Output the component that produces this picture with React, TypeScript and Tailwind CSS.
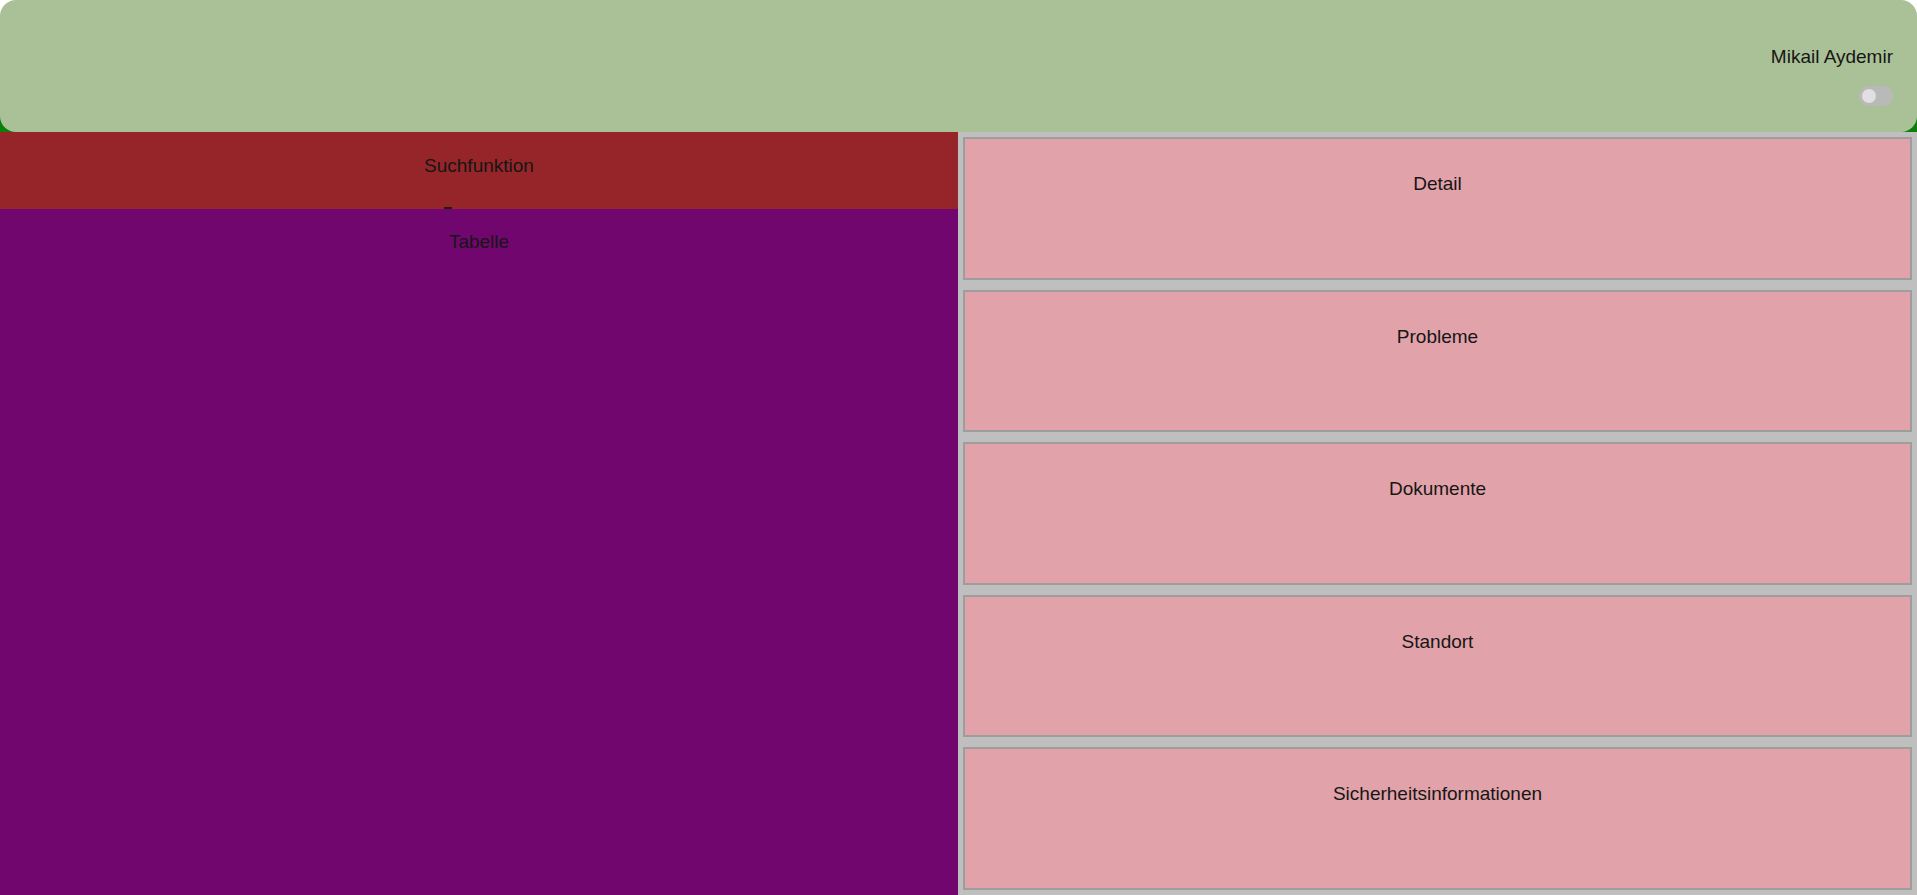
import { useState } from 'react';

const PANELS = ['Detail', 'Probleme', 'Dokumente', 'Standort', 'Sicherheitsinformationen'];

function Toggle() {
  const [on, setOn] = useState(false);
  return (
    <button
      type="button"
      onClick={() => setOn(!on)}
      className={`flex h-[20px] w-[34px] items-center rounded-full px-[3px] ${on ? 'justify-end bg-[#7a9a6a]' : 'justify-start bg-[#b9b9b9]'}`}
    >
      <span className="block h-[14px] w-[14px] rounded-full bg-[#e0e0e0]" />
    </button>
  );
}

export default function App() {
  return (
    <div className="flex h-screen flex-col bg-white font-['Liberation_Sans',Arial,sans-serif] text-[19px] leading-[24px] text-[#161616]">
      {/* Header */}
      <div className="bg-[linear-gradient(to_bottom,#ffffff_50%,#0a800a_50%)]">
        <header className="flex h-[132px] flex-col items-end rounded-2xl bg-[#aac198] pt-[45px] pr-[24px]">
          <span>Mikail Aydemir</span>
          <div className="mt-[17px]">
            <Toggle />
          </div>
        </header>
      </div>

      {/* Main */}
      <div className="flex min-h-0 flex-1">
        {/* Left column */}
        <div className="flex w-[958px] flex-col">
          <section className="relative h-[77px] bg-[#952528] pt-[22px] text-center">
            Suchfunktion
            <span className="absolute bottom-0 left-[444px] h-[2px] w-[8px] rounded-sm bg-[#1a1a1a]" />
          </section>
          <section className="flex-1 bg-[#72066f] pt-[21px] text-center">Tabelle</section>
        </div>

        {/* Right column */}
        <div className="flex flex-1 flex-col bg-[#bfbfbf]">
          {PANELS.map((title) => (
            <div
              key={title}
              className="m-[5px] flex-1 border-2 border-[#9d9d9d] bg-[#e2a2a9] pt-[33px] text-center"
            >
              {title}
            </div>
          ))}
        </div>
      </div>
    </div>
  );
}
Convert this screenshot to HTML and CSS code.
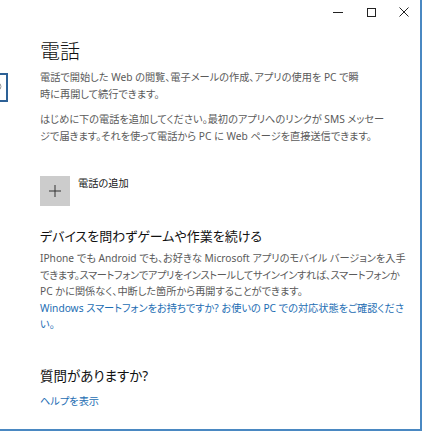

◇ ◇ ◇ ◇ ◇ ◇ ◇

## Task description
Identify each line holding the string "this", and copy it out.

## Exercise result
Output the component that produces this picture with React, TypeScript and Tailwind CSS.
Convert this screenshot to HTML and CSS code.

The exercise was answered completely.